On the bolded above...

She was basically asking if you are going to divorce her over this 'lack of intimacy' problems she is having.
That was a good deflection on your' part....taking the anxiety down a notch or two.

Oh, she knows what you need. She knows the answer.

*Oh, she knows that she wants out. She is done with you. She wants to start over.* Of this, I am sure.
She wants you to make the move. She has not the heart, nor the resolve.

She will do this 'push away' *passively.*
She is doing 'this' cruel dance, by refusing your' kisses, clasping even tighter her thighs.


----------



## sandcastle (Sep 5, 2014)

In other words- 
She is just not that into you.


----------



## Kiwipadgy (Oct 14, 2017)

Menapausal... maybe. We are both 48. It may be a factor but I think this goes deeper. 

For a long time I've accepted that she dies not have the same level of emotional intimacy or sexual intimacy as I do. But to hear her say she doesn't have feelings for me ... and doesn't think she will again.. wow. 

What makes me really worry about whether things can be worked on are her comments re it just not being a priority. Not just me but her own needs. 

We have a wonderful family.. our teenage kids whilst with the normal growing up challenges are the tightest four kids I know. Our friends are always amazed how tight they are and what a great family unit we have. It's mostly true... other than it being built on a loveless marriage. 

Her comments last night weren't a surprise at one level. I've struggled to love my wife for sometime due to her lack of intimacy... and to be clear it's not just the sex. This is very much across all aspects. 

I find myself getting annoyed at her imperfections... the things that I should be finding uniquely her? And that frustration will have shown and not contributed. 

But every time I've broached the topic in the past I've probably been too passive.. not direct enough.
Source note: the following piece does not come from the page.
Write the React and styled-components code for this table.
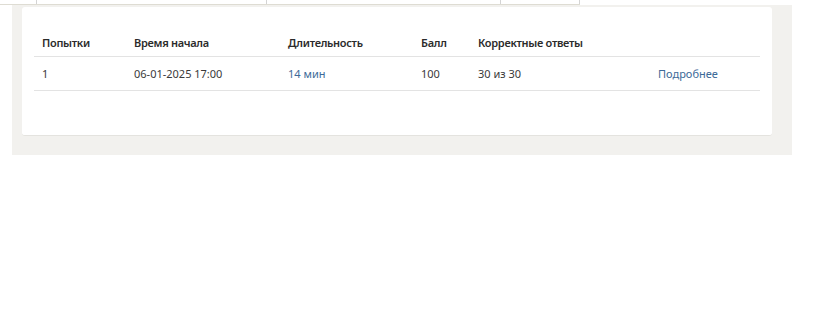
import React from "react";
import styled, { createGlobalStyle } from "styled-components";

const Global = createGlobalStyle`
  html, body { margin: 0; padding: 0; background: #fff; }
  body { font-family: "Noto Sans", "Open Sans", sans-serif; }
`;

const TabStrip = styled.div`
  display: flex;
  width: 580px;
  height: 4px;
  border-bottom: 1px solid #dedcd3;
  box-sizing: content-box;
`;

const TabCell = styled.div`
  width: ${(p) => p.$w}px;
  border-right: 1px solid #d4d4d4;
  box-sizing: border-box;
`;

const Panel = styled.div`
  margin-left: 12px;
  width: 780px;
  background: #f2f1ee;
  padding: 2px 20px 19px 10px;
  box-sizing: border-box;
`;

const Card = styled.div`
  background: #fff;
  border-radius: 3px;
  border-bottom: 1px solid #e4e3df;
  padding: 21px 12px 44px 12px;
`;

const Row = styled.div`
  display: grid;
  grid-template-columns: 92px 154px 133px 57px 180px 110px;
  height: ${(p) => p.$h}px;
  align-items: center;
  border-bottom: 1px solid #e3e3e3;
  font-size: 11px;
  color: ${(p) => (p.$head ? "#2b2b2b" : "#3a3a3a")};
  font-weight: ${(p) => (p.$head ? 600 : 400)};
  letter-spacing: ${(p) => (p.$head ? "-0.3px" : "0")};
`;

const Cell = styled.div`
  padding-left: 8px;
  white-space: nowrap;
  color: ${(p) => (p.$link ? "#3d6a98" : "inherit")};
`;

export default function App() {
  return (
    <>
      <Global />
      <TabStrip>
        <TabCell $w={37} />
        <TabCell $w={230} />
        <TabCell $w={234} />
        <TabCell $w={79} />
      </TabStrip>
      <Panel>
        <Card>
          <Row $head $h={28}>
            <Cell>Попытки</Cell>
            <Cell>Время начала</Cell>
            <Cell>Длительность</Cell>
            <Cell>Балл</Cell>
            <Cell>Корректные ответы</Cell>
            <Cell />
          </Row>
          <Row $h={33}>
            <Cell>1</Cell>
            <Cell>06-01-2025 17:00</Cell>
            <Cell $link>14 мин</Cell>
            <Cell>100</Cell>
            <Cell>30 из 30</Cell>
            <Cell $link>Подробнее</Cell>
          </Row>
        </Card>
      </Panel>
    </>
  );
}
I've suggested we spend more time together, date nights, etc. ive sounded pathetic to myself suggesting we need to stop and chat, hug, kiss more often... like she i or she get home from work... she agrees but no follow through. 

My feeling is that her pride more than wanting to truly reignite her love for me would make her go through the motions of working on our relationship. 

She has a strong relationship with her sisters especially her twin... and is competitive with them as well. No one wants to be the 'failed relationship' right! 

One part of me want to just accept where things are at and will probably never resolve... and work on a separation plan. The other part wants to 'grim and bear' it for the sake of the kids... and work on the relationship knowing I will unlikely get to the living relationship I deserve and can give. 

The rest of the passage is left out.